Let’s look at a foreign example, then a domestic one. Watch the movie “Life and Debt”. Jamaica, following England freeing her from direct control, was in an economic mess. They needed money for development. The IMF came in with loans, but required all sorts of stipulations, including the prevention of any trade barriers, State support of any industries, and a demand that their currency be devalued.
We always see this infernal demand for currency devaluation. What is happening, is that whoever and spends that money–usually the government–and whoever gets that money–usually a power elite–benefits. Everyone else suffers. The reason that is always offered for the loans is that it “enables exports.”
Reading most of the jackasses posing as serious thinkers and wearing the suits of economists, one would think that no self sufficient economy could ever be possible. Jamaica was always destined, from Day One, to being an economic subordinate and dependent. Yet, they had many indigenous industries–farming, dairy and the like–that were absolutely wrecked, moving them from self production to importation. Now, most everything they consume comes from other countries.
Their money won’t buy hardly anything. Theoretically, when you devalue your currency through inflation, you make your exports cheaper. For example. China seems to have done this. The problem, though, is that life for the ordinary citizen gets much harder, since inflation prevents true entrepreneurialism from taking root. It prevents the emergence of private capital. China as a whole–once you get past the top tier of their Class System–is facing hard working conditions, with increasingly little to show for it.
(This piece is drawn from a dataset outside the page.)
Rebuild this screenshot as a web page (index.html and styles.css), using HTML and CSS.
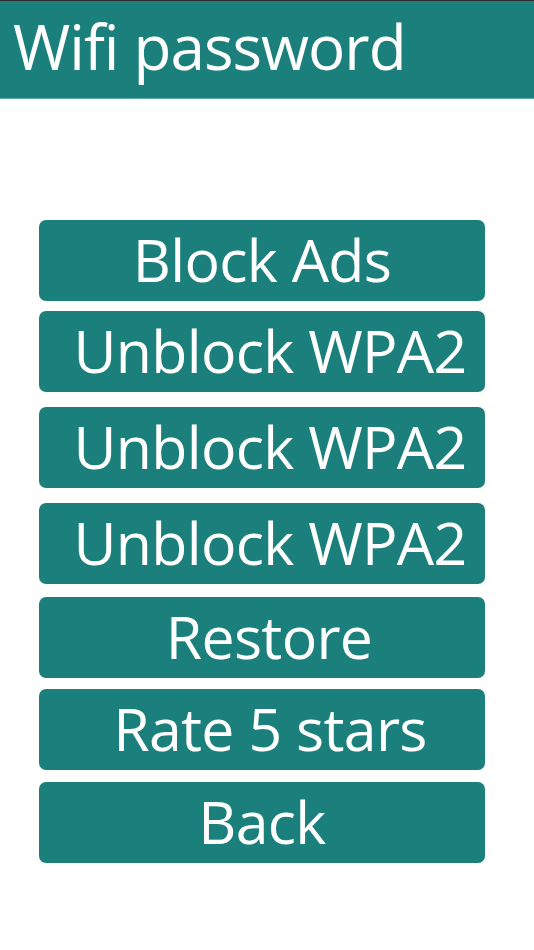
FILE: index.html
```html
<!DOCTYPE html>
<html>
<head>
<meta charset="utf-8">
<link rel="stylesheet" href="styles.css">
</head>
<body>
<header class="topbar">
  <h1 class="title">Wifi password</h1>
</header>
<main class="menu">
  <button class="btn">Block Ads</button>
  <button class="btn btn-shift">Unblock WPA2</button>
  <button class="btn btn-shift">Unblock WPA2</button>
  <button class="btn btn-shift">Unblock WPA2</button>
  <button class="btn btn-shift-sm">Restore</button>
  <button class="btn btn-shift">Rate 5 stars</button>
  <button class="btn">Back</button>
</main>
</body>
</html>
```

FILE: styles.css
```css
html, body {
  margin: 0;
  padding: 0;
  background: #ffffff;
}
body {
  width: 534px;
  font-family: "Open Sans", "Noto Sans", sans-serif;
}
.topbar {
  height: 97px;
  background: #1b807c;
  border-top: 1px solid #2b2b2b;
  border-bottom: 1px solid #5fa9a6;
  display: flex;
  align-items: center;
}
.title {
  margin: 0 0 0 13px;
  color: #ffffff;
  font-size: 62px;
  font-weight: 400;
  line-height: 1;
  letter-spacing: -1px;
  padding-bottom: 8px;
}
.menu {
  display: flex;
  flex-direction: column;
  padding: 121px 0 0 39px;
}
.btn {
  width: 446px;
  height: 81px;
  margin: 0 0 10px 0;
  padding: 0 0 2px 0;
  border: none;
  border-radius: 7px;
  background: #1b807c;
  color: #ffffff;
  font-family: "Open Sans", "Noto Sans", sans-serif;
  font-size: 59px;
  font-weight: 400;
  letter-spacing: -0.7px;
  line-height: 1;
  display: flex;
  align-items: center;
  justify-content: center;
}
.btn-shift { padding-left: 16px; }
.btn-shift-sm { padding-left: 14px; }
.btn:nth-child(2) { margin-bottom: 15px; }
.btn:nth-child(3) { margin-bottom: 15px; }
.btn:nth-child(4) { margin-bottom: 13px; }
.btn:nth-child(5) { margin-bottom: 11px; }
.btn:nth-child(6) { margin-bottom: 12px; }
```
They are being used, in effect by their own government acting as an imperialist power, to make a very few very rich.
This is the flip side of inflation/currency devaluation: it also makes it easier for people holding other currencies to buy up your country. Remember, the IMF forced you to allow this as part of the agreement.
And remember too that loans come due. The loans dont’ work. They peter out. And yet you have to repay them. What do most countries do? Another round of inflation, combined with another deal with the devil.
Let’s look at a so-called “Keynesian Stimulus” here in the US. Money is printed and spent. It is spent, say, on green jobs, whose intrinsic value is a matter of utter indifference. As such, in “stimulus” conditions, normal pricing signals are completely absent. While the money is flowing, you do well. You take that money and invest further in infrastructure and head counts. Then at some point the money runs out. If you’re lucky, you might have a viable business. Much more likely, though, you are grotesquely overvalued, and what you have built will wither on the vine and die. The system eliminated the normal fail-safe mechanism from the equation, resulting in nothing but waste. Money is now owed, but it is now gone, and over time a multiple of what was owed will be paid, since the debt will never to ended.
How is this money paid? In the end, with inflation. With a truly stable currency, there would be NO inflation. On the contrary, unless stolen by the State and a power elite, the purchasing power of our money should–would–be steadily increasing. I make this full case on my other web page, here: http://www.goodnessmovement.com/Page14.html
In the end, Keynes wanted all private capital to disappear, for all wealth to be dependent on the ability of the government to outlast everyone, in that it could create money, and with that power destroy any and all other money and wealth–and power–that could stand against it.
People need to grasp these realities. Moral midgets like Paul Krugman continue to hawk this salt water as the one and only solution for thirst.